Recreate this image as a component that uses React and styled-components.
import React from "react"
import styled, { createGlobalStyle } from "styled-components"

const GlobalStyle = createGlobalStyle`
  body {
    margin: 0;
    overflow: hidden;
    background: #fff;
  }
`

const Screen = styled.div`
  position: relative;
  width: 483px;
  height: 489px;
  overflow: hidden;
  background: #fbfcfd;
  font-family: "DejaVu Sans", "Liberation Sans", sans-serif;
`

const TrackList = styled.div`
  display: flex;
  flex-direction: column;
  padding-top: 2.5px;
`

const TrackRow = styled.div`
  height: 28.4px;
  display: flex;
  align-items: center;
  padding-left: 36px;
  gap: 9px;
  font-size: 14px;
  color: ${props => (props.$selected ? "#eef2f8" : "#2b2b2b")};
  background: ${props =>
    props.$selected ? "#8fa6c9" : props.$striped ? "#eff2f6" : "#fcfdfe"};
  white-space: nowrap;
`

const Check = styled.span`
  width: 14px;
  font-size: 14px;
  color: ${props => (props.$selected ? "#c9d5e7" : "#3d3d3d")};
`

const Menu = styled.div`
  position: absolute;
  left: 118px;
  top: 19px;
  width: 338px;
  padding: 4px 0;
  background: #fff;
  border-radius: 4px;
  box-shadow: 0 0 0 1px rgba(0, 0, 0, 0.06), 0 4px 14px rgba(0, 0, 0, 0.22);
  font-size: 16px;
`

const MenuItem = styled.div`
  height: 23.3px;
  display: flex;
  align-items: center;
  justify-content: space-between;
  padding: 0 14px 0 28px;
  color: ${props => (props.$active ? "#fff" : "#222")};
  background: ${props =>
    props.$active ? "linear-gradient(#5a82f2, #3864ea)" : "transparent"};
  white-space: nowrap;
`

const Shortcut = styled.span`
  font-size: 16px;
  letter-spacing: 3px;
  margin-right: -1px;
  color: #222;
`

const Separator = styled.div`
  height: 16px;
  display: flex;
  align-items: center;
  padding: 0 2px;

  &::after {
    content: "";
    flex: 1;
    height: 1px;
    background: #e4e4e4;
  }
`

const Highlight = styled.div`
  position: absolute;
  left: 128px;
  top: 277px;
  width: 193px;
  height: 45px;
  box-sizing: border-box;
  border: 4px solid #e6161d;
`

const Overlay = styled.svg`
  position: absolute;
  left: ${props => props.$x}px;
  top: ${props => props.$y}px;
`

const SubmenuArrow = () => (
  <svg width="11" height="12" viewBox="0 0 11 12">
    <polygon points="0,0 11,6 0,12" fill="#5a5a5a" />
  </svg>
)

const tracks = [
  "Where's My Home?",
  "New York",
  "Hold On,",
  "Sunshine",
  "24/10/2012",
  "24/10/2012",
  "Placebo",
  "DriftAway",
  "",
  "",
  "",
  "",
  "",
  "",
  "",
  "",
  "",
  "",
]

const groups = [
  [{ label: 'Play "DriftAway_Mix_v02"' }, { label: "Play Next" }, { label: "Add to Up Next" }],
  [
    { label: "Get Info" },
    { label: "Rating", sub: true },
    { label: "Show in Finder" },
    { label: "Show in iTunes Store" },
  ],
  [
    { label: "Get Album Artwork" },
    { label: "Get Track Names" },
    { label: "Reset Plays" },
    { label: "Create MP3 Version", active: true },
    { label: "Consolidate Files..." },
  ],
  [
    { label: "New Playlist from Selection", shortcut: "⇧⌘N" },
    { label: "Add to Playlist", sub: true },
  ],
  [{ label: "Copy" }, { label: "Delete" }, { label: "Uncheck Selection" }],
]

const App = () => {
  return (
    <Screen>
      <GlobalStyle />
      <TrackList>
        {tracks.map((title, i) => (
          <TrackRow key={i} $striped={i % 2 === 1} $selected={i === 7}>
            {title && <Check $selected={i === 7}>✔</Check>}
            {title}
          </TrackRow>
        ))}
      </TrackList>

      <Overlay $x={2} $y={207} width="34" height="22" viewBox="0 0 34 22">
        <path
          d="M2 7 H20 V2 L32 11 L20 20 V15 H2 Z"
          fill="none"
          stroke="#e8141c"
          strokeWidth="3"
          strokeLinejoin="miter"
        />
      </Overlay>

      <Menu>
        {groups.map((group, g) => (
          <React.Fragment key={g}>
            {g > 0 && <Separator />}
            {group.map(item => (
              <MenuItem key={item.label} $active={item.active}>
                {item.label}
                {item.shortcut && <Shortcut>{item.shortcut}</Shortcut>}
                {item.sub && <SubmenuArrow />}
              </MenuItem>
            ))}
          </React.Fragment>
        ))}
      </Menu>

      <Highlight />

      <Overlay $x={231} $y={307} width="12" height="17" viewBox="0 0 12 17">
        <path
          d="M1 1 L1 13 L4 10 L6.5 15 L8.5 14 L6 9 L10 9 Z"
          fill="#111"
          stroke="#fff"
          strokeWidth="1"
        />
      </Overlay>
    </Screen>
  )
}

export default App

◇ ◇ ◇ ◇ ◇

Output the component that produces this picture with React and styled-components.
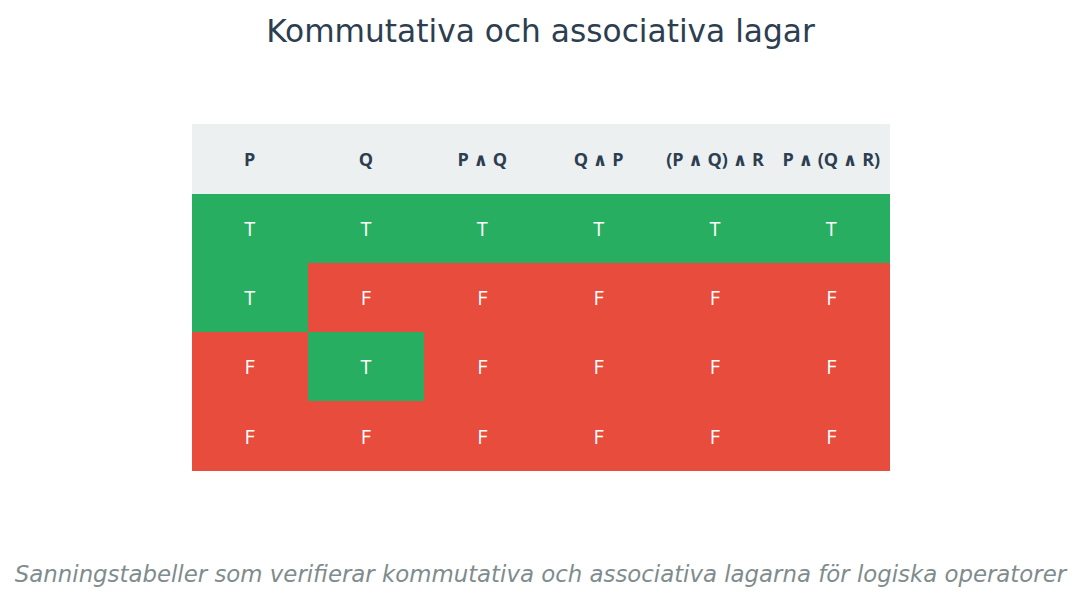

◇ ◇ ◇ ◇ ◇

* Task description: Scan the material above for the string "components" and report each line where you find it.

* Full answer:
Recreate this image as a component that uses React and styled-components.
import styled, { createGlobalStyle } from "styled-components"
Output the component that produces this picture with React and styled-components.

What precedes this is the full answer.